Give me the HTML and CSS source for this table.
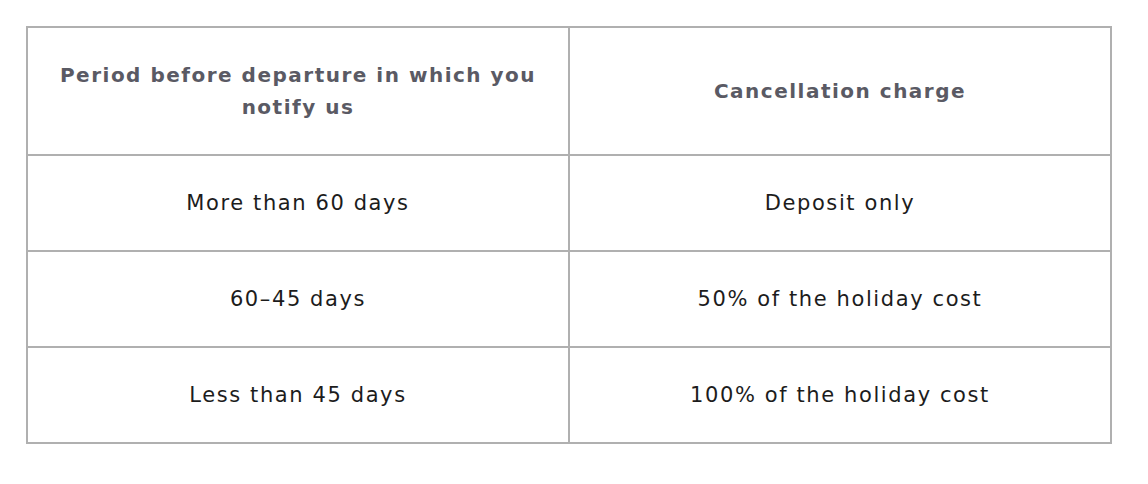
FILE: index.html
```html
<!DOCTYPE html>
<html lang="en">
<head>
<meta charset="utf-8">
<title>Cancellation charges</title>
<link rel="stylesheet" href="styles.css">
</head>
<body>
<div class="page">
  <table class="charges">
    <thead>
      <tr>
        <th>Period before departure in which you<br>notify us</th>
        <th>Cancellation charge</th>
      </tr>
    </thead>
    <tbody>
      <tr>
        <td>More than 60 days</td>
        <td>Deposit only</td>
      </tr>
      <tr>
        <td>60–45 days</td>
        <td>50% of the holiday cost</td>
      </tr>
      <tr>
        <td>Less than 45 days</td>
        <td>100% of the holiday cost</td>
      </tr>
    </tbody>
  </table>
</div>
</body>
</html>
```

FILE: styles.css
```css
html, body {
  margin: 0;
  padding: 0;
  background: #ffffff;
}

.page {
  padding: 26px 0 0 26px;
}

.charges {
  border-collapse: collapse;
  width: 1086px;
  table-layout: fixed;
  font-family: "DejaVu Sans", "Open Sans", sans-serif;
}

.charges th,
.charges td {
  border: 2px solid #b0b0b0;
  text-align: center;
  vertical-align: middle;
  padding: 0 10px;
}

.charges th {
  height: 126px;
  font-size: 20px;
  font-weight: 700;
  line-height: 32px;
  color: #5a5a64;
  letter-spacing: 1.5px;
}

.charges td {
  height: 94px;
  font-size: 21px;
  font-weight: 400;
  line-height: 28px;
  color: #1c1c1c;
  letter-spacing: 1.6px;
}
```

------------------------------------------------------------------------

* THE TASK: Return the listing above word for word, with the pictures removed.

* EXERCISE SOLUTION:
Give me the HTML and CSS source for this table.
FILE: index.html
```html
<!DOCTYPE html>
<html lang="en">
<head>
<meta charset="utf-8">
<title>Cancellation charges</title>
<link rel="stylesheet" href="styles.css">
</head>
<body>
<div class="page">
  <table class="charges">
    <thead>
      <tr>
        <th>Period before departure in which you<br>notify us</th>
        <th>Cancellation charge</th>
      </tr>
    </thead>
    <tbody>
      <tr>
        <td>More than 60 days</td>
        <td>Deposit only</td>
      </tr>
      <tr>
        <td>60–45 days</td>
        <td>50% of the holiday cost</td>
      </tr>
      <tr>
        <td>Less than 45 days</td>
        <td>100% of the holiday cost</td>
      </tr>
    </tbody>
  </table>
</div>
</body>
</html>
```

FILE: styles.css
```css
html, body {
  margin: 0;
  padding: 0;
  background: #ffffff;
}

.page {
  padding: 26px 0 0 26px;
}

.charges {
  border-collapse: collapse;
  width: 1086px;
  table-layout: fixed;
  font-family: "DejaVu Sans", "Open Sans", sans-serif;
}

.charges th,
.charges td {
  border: 2px solid #b0b0b0;
  text-align: center;
  vertical-align: middle;
  padding: 0 10px;
}

.charges th {
  height: 126px;
  font-size: 20px;
  font-weight: 700;
  line-height: 32px;
  color: #5a5a64;
  letter-spacing: 1.5px;
}

.charges td {
  height: 94px;
  font-size: 21px;
  font-weight: 400;
  line-height: 28px;
  color: #1c1c1c;
  letter-spacing: 1.6px;
}
```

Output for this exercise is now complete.